The nature of work is interdisciplinary, and our teammates come from varying backgrounds e.g. (Site Reliability Engineer (SRE), Systems Engineer, Software Engineer, DevOps Engineer, Infrastructure Engineer, Production Engineer). We urge you to apply even if you feel uncertain that you have the exact background.

Technical interviews and interactions with the other offices in the company will be mainly in English; however, the working environment in Montreal is bilingual. 

Responsibilities:
  • Help define the team’s roadmap and architecture based on technology and business needs
  • Design and implement effective infrastructure abstractions that increase velocity of our application teams
  • Be responsible for, design, develop, deploy, monitor, operate and maintain existing or new elements of our systems infrastructure.
  • Build holistic visibility into SLIs, SLOs, SLAs, dependency graphs, past performance of software, network, and system to ensure that we can continue to scale without increasing operational burden or toil
  • Use the core Site Reliability Engineering principles of change management, monitoring, emergency response, capacity planning, and production readiness reviews to run the platform
  • Step back to observe patterns and develop innovative tools and automation to minimize toil. Use those learnings to drive the best operational practices.

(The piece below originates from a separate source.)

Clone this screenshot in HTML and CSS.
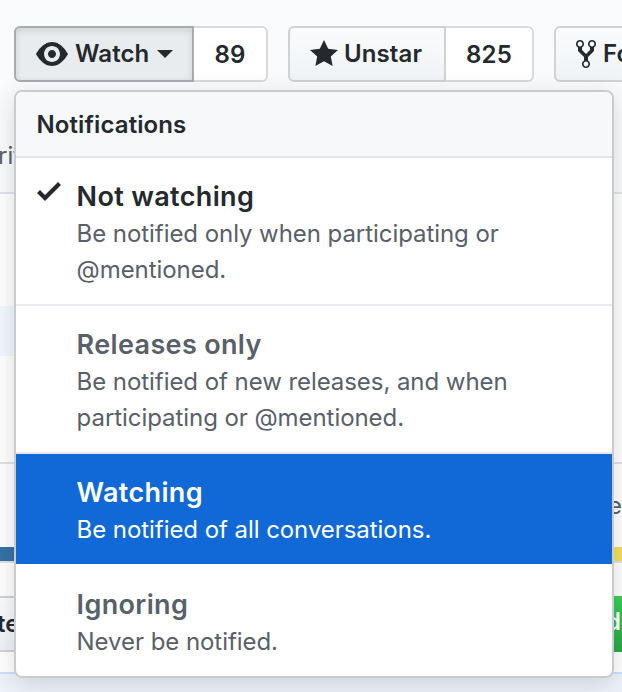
FILE: index.html
```html
<!DOCTYPE html>
<html lang="en">
<head>
<meta charset="utf-8">
<title>Watch notifications</title>
<link rel="stylesheet" href="styles.css">
</head>
<body>
<div class="page">
  <header class="head">
    <div class="actions">
      <div class="group">
        <button class="btn btn-pressed">
          <svg class="ic-eye" viewBox="0 0 16 16"><path d="M8.06 2C3 2 0 8 0 8s3 6 8.06 6C13 14 16 8 16 8s-3-6-7.94-6zM8 12c-2.2 0-4-1.78-4-4 0-2.2 1.8-4 4-4 2.22 0 4 1.8 4 4 0 2.22-1.78 4-4 4zm2-4c0 1.11-.89 2-2 2-1.11 0-2-.89-2-2 0-1.11.89-2 2-2 1.11 0 2 .89 2 2z"/></svg>
          <span>Watch</span>
          <span class="caret"></span>
        </button>
        <span class="count count-watch">89</span>
      </div>
      <div class="group">
        <button class="btn btn-star">
          <svg class="ic-star" viewBox="0 0 14 16"><path d="M14 6l-4.9-.64L7 1 4.9 5.36 0 6l3.6 3.26L2.67 14 7 11.67 11.33 14l-.93-4.74L14 6z"/></svg>
          <span>Unstar</span>
        </button>
        <span class="count count-star">825</span>
      </div>
      <div class="group">
        <button class="btn btn-fork">
          <svg class="ic-fork" viewBox="0 0 10 16"><path d="M8 1a1.993 1.993 0 0 0-1 3.72V6L5 8 3 6V4.72A1.993 1.993 0 0 0 2 1a1.993 1.993 0 0 0-1 3.72V6.5l3 3v1.78A1.993 1.993 0 0 0 5 15a1.993 1.993 0 0 0 1-3.72V9.5l3-3V4.72A1.993 1.993 0 0 0 8 1zM2 4.2C1.34 4.2.8 3.65.8 3c0-.65.55-1.2 1.2-1.2.65 0 1.2.55 1.2 1.2 0 .65-.55 1.2-1.2 1.2zm3 10c-.66 0-1.2-.55-1.2-1.2 0-.65.55-1.2 1.2-1.2.65 0 1.2.55 1.2 1.2 0 .65-.55 1.2-1.2 1.2zm3-10c-.66 0-1.2-.55-1.2-1.2 0-.65.55-1.2 1.2-1.2.65 0 1.2.55 1.2 1.2 0 .65-.55 1.2-1.2 1.2z"/></svg>
          <span>Fork</span>
        </button>
      </div>
    </div>
    <div class="tab">rit</div>
  </header>

  <div class="under">
    <div class="row-white r1"></div>
    <div class="row-blue"></div>
    <div class="row-white r2"></div>
    <div class="row-text"><span>e</span></div>
    <div class="langbar"><i class="lang-a"></i><i class="lang-b"></i></div>
    <div class="row-white r3"></div>
    <div class="filebar"><span class="file-t">te</span><span class="file-btn">d</span></div>
    <div class="row-white r4"></div>
    <div class="foot"></div>
  </div>

  <div class="menu">
    <div class="menu-head">Notifications</div>
    <div class="item">
      <div class="check"><svg viewBox="0 0 12 16"><path d="M12 5l-8 8-4-4 1.5-1.5L4 10l6.5-6.5L12 5z"/></svg></div>
      <div>
        <div class="title title-on">Not watching</div>
        <div class="desc">Be notified only when participating or<br>@mentioned.</div>
      </div>
    </div>
    <div class="item">
      <div class="check"></div>
      <div>
        <div class="title">Releases only</div>
        <div class="desc">Be notified of new releases, and when<br>participating or @mentioned.</div>
      </div>
    </div>
    <div class="item item-active">
      <div class="check"></div>
      <div>
        <div class="title">Watching</div>
        <div class="desc">Be notified of all conversations.</div>
      </div>
    </div>
    <div class="item item-last">
      <div class="check"></div>
      <div>
        <div class="title">Ignoring</div>
        <div class="desc">Never be notified.</div>
      </div>
    </div>
  </div>
</div>
</body>
</html>
```
FILE: styles.css
```css
* { box-sizing: border-box; }
html, body { margin: 0; height: 100%; }
body {
  font-family: Inter, "Liberation Sans", sans-serif;
  color: #24292e;
  background: #fff;
  overflow: hidden;
}
.page { position: relative; width: 622px; height: 692px; overflow: hidden; }

.head {
  height: 194px;
  background: #fafbfc;
  border-bottom: 2px solid #e1e4e8;
  padding: 26px 0 0 14px;
}
.actions { display: flex; gap: 20px; white-space: nowrap; }
.group { display: flex; height: 56px; }
.btn {
  display: flex;
  align-items: center;
  height: 56px;
  padding: 0 0 0 20px;
  font: 600 24px/1 Inter, "Liberation Sans", sans-serif;
  letter-spacing: .1px;
  color: #24292e;
  background: linear-gradient(#fafbfc, #eff3f6);
  border: 2px solid #d0d2d4;
  border-radius: 6px 0 0 6px;
}
.btn-pressed {
  width: 180px;
  background: #e9ecef;
  border-color: #a8abaf;
  box-shadow: inset 0 3px 6px rgba(27,31,35,.12);
}
.btn-star { width: 158px; }
.btn-fork { width: 120px; border-radius: 6px; }
.ic-eye { width: 32px; height: 32px; margin-right: 7px; fill: #24292e; }
.ic-star { width: 28px; height: 32px; margin-right: 6px; fill: #24292e; }
.ic-fork { width: 20px; height: 32px; margin-right: 7px; fill: #24292e; }
.caret {
  width: 0; height: 0;
  margin-left: 8px;
  border: 8px solid transparent;
  border-top-color: #24292e;
  border-bottom-width: 0;
}
.count {
  display: flex;
  align-items: center;
  justify-content: center;
  height: 56px;
  font-size: 24px;
  font-weight: 600;
  letter-spacing: .2px;
  background: #fff;
  border: 2px solid #d8dadc;
  border-left: 0;
  border-radius: 0 6px 6px 0;
}
.count-watch { width: 74px; }
.count-star { width: 88px; }
.tab {
  margin: 59px 0 0 -16px;
  font-size: 24px;
  line-height: 30px;
  color: #586069;
}

.r1 { height: 112px; }
.row-blue { height: 50px; background: linear-gradient(90deg, #f1f8ff 300px, #fff 300px); }
.r2 { height: 108px; border-bottom: 2px solid #dfe2e5; }
.row-text { height: 83px; padding: 27px 0 0 608px; font-size: 24px; line-height: 30px; color: #586069; background: #fff; }
.row-white { background: #fff; }
.langbar { display: flex; height: 16px; border-bottom: 2px solid #dfe2e5; }
.lang-a { width: 50%; background: #3572a5; }
.lang-b { width: 50%; background: #f1e05a; }
.r3 { height: 33px; }
.filebar {
  display: flex;
  justify-content: space-between;
  height: 56px;
  font-size: 24px;
  font-weight: 600;
  line-height: 52px;
  background: linear-gradient(#fafbfc, #eff3f6);
  border-top: 2px solid #d0d2d4;
  border-bottom: 2px solid #d0d2d4;
}
.file-t { margin-left: -3px; }
.file-btn {
  width: 10px;
  margin-top: -2px;
  height: 56px;
  color: #fff;
  text-indent: -6px;
  overflow: hidden;
  background: linear-gradient(#34d058, #28a745);
}
.r4 { height: 22px; border-bottom: 2px solid #c8e1ff; }
.foot { height: 18px; background: #eef3f9; }

.page::after {
  content: "";
  position: absolute;
  left: 14px;
  top: 90px;
  width: 600px;
  height: 588px;
  border-radius: 8px;
  box-shadow: 0 6px 24px rgba(27,31,35,.16);
  pointer-events: none;
}
.menu {
  position: absolute;
  z-index: 1;
  left: 14px;
  top: 90px;
  width: 600px;
  height: 588px;
  background: #fff;
  border: 2px solid #c9cbcd;
  border-radius: 8px;
  overflow: hidden;
}
.menu-head {
  height: 66px;
  padding-left: 20.5px;
  font-size: 24px;
  font-weight: 600;
  line-height: 65px;
  letter-spacing: .1px;
  background: #f6f8fa;
  border-bottom: 2px solid #e1e4e8;
}
.item {
  display: flex;
  gap: 16px;
  height: 148px;
  padding: 20px 0 0 20px;
  color: #586069;
  border-bottom: 2px solid #e8eaed;
}
.check { width: 24.6px; flex: none; }
.check svg { display: block; width: 24px; height: 32px; margin: -3px 0 0 1px; fill: #24292e; }
.title { font-size: 27px; font-weight: 600; line-height: 38px; letter-spacing: .35px; }
.title-on { color: #24292e; }
.desc { font-size: 24px; line-height: 36px; letter-spacing: -.06px; color: #586069; }
.item-active { height: 110px; color: #fff; background: #1069d6; border-bottom: 0; }
.item-active .desc { color: #fff; }
.item-last { height: 112px; padding-top: 22px; border-bottom: 0; }
```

  • Partner with the broader Lyft organization to build a culture of rigorously learning from incidents
  • Unblock, support, and effectively communicate across teams to achieve results
  • Have a good grasp and ability to explain the various tradeoffs made in decisions
  • Share your knowledge by giving brown bags, tech talks, and evangelizing appropriate tech and engineering best practices.
Experience:
  • 5+ years of software engineering/production infrastructure industry experience
  • Experience designing, debugging and running fault-tolerant large-scale distributed systems
  • Experience with high level programming languages (Python, Go, Java, etc.)
  • Experience working with public cloud platforms (e.g., AWS, Google Cloud Platform, Microsoft Azure, etc.)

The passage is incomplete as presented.